Susan Wakeman wrote:Hi, I am reading Cho's global Natural Farming (Korean natural farming KNF), and there are three JADAM books available on what I gather is the same subject.
As this method originated in the tropics, I am wondering if any of you have tried it in temperate regions? (I am in Switzerland) What can you replace ingredients with that cannot be had here (seawater, molasses...)?
My interest is in good soil for home gardening, and chicken husbandry.
Brand new member here. Been absorbing lots of good information on these forums for awhile now, but never had anything to contribute until now. I wanted to say that JADAM did not originate in the tropics. Korea is quite temperate, with cold snowy winters and hot summers, similar to most of the US and Europe.
KNF is a technique taught by Han Kyu Cho. Jadam is taught by his son. KNF has roots in traditional east asian farming practices ... and there are a surprising number of things they got right despite most of modern soil science not having been discovered yet. All the techniques are simple and accessible for the small scale gardener or farmer, eapecially if you substitute different but similar plants growing locally for the plants recommended by the method.
Jadam in my opinion is more pragmatic and less steeped in "ancient" or "wise" methods. Youngsan Cho saw what his father was doing, saw that it worked amazingly well, and proceeded to re-examine it with a scientific eye. He further simplified what was already a simple method.
One example of this ... KNF uses brown sugar in almost all its methods. Jadam says it is not necessary. The main practical difference is the KNF fermentations do not smell putrid. For the home gardener this probably matters, but the plants themselves could care less.
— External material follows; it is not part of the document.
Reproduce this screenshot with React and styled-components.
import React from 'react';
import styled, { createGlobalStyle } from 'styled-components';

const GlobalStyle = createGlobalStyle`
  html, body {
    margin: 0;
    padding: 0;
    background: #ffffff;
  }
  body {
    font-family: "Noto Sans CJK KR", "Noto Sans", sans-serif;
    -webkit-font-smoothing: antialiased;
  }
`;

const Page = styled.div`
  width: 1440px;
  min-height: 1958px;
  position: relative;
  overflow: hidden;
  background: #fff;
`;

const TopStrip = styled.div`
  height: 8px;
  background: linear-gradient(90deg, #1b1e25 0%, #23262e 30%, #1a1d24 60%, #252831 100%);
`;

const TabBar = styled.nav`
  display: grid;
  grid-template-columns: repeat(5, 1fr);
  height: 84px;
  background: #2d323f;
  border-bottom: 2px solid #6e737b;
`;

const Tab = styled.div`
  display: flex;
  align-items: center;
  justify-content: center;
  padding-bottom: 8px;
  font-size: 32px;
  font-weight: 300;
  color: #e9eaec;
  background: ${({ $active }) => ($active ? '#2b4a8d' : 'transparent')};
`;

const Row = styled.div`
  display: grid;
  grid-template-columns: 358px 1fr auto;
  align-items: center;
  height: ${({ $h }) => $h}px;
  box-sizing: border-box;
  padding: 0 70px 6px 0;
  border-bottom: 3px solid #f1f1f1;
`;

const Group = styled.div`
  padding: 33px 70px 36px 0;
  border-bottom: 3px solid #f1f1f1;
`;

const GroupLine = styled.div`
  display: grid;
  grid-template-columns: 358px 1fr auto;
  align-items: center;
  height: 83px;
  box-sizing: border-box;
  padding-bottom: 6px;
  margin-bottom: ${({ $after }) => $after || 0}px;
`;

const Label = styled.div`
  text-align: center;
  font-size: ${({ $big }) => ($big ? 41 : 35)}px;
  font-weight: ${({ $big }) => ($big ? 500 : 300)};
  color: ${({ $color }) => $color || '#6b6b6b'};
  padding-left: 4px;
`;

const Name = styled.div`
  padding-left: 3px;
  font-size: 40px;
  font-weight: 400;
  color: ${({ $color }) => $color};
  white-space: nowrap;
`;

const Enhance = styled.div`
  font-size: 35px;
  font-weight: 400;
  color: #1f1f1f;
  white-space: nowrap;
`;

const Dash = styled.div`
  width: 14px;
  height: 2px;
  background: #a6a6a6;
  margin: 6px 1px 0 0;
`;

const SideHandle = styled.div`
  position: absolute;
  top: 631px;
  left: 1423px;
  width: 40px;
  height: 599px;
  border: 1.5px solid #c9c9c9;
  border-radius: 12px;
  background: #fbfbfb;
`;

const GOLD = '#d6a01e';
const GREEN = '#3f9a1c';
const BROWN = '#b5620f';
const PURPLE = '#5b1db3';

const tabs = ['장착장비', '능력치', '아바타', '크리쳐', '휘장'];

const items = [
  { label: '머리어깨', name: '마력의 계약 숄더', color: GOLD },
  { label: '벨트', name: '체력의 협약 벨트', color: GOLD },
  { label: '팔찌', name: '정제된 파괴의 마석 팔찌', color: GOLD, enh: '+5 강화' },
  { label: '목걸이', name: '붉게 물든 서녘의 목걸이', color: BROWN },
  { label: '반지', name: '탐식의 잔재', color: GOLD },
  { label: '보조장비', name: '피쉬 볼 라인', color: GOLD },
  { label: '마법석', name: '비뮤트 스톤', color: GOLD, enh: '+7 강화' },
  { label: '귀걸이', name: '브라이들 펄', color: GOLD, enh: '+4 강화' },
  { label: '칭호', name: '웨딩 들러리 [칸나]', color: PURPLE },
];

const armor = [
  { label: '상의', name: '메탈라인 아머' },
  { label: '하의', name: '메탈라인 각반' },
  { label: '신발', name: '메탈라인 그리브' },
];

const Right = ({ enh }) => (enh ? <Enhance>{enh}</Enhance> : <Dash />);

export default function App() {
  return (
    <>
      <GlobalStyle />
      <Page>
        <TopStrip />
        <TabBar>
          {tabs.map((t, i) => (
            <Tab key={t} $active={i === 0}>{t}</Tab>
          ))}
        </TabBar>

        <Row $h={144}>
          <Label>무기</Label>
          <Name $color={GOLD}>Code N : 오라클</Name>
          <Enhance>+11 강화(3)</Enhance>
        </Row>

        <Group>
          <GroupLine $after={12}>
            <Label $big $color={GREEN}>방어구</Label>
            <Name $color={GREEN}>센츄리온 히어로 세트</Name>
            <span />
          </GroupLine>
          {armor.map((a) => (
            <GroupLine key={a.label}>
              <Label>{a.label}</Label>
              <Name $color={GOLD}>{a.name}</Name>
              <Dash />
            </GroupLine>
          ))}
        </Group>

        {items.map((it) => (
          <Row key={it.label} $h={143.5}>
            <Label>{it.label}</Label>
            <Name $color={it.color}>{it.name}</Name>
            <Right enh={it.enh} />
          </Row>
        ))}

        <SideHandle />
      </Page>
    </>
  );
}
When you are at farm scale though, Jadam will save you money by removing an unnecessary input.
As someone else mentioned, unprocessed sea salt mixed with water is practically the same thing as seawater. In the mountains, you may have access to rock dust, which serves a similar purpose of providing trace minerals.
I have no connection to KNF or Jadam. I have bought and read the orange Jadam book (also the first green one, but didn't find it had much to add that wasn't already covered in the orange one), and have read a fair amount on KNF, along with watching the excellent Chris Trump videos on youtube. What I've written is simply my interpretation of the two methods.